ETRANGE A Damiette, l’autre bouche du Nil, un cycliste providentiel se pointe et nous sert de poisson pilote. C’est drôle comme un voyage est parfois semé de ces étranges anges gardiens qui apparaissent comme par miracle à l’instant opportun. Mohamed nous fais monter avec les vélos sur un bateau navette, paye la course et s’enquiert de nous faire débarquer à grand-peine sur l’autre rive du Nil, mais les hôtels y sont tous pleins.

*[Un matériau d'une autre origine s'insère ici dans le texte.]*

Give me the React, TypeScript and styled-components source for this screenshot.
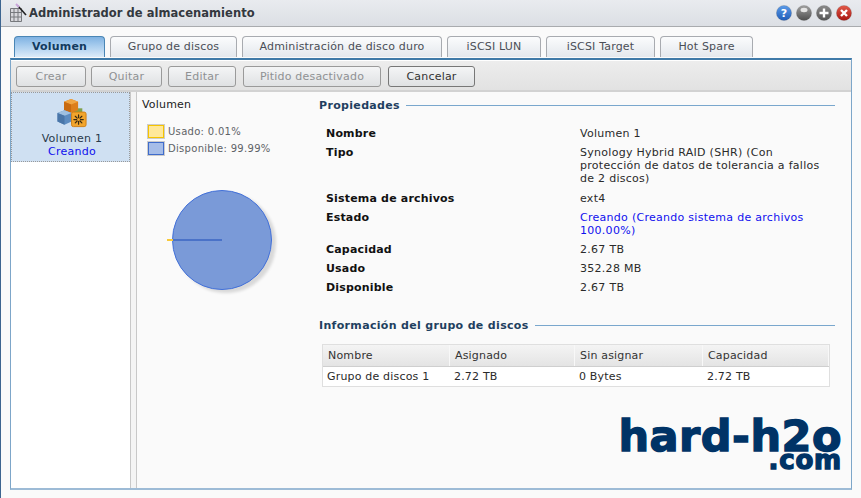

Mohamed ne se sent pas vaincu pour autant, nous ramène « à terre », bataillant ferme comme mamelouk contre la foule qui envahit l’embarcation. Non content de sa prestation, il nous guide vers un gîte plus cher, nous aide à monter nos sacoches, nous souhaite la bienvenue dans sa ville, paie la note à notre insu, puis disparaît dans la nuit.

CYCLISTE VIRTUOSE Le Kahmsin, vent du Sahara, bouche l’horizon et nous talque comme les arbres alentour. Le Caire de sable et de poussière déteste le silence et a horreur du vide. Le Caire suffoque et nous prend à la gorge. Dans le Nil de voitures qui inonde ses avenues, entasse ses voitures pare-chocs contre pare-chocs, un plateau de cent galettes de pains zigzague au-dessus de la mêlée. Un cycliste virtuose, comme des centaines d’autres, achemine une fourrée de pain aux quatre coins de cette ville tentaculaire. Sa silhouette légère, presque indicible, flotte et dégage le bruit le plus appréciable du Caire: le silence. (ndla: en 2013, je retournerai avec Raphaël Jochaud pour réaliser « Bike for bread« , un documentaire de 26′ sur les livreurs de pain à vélo).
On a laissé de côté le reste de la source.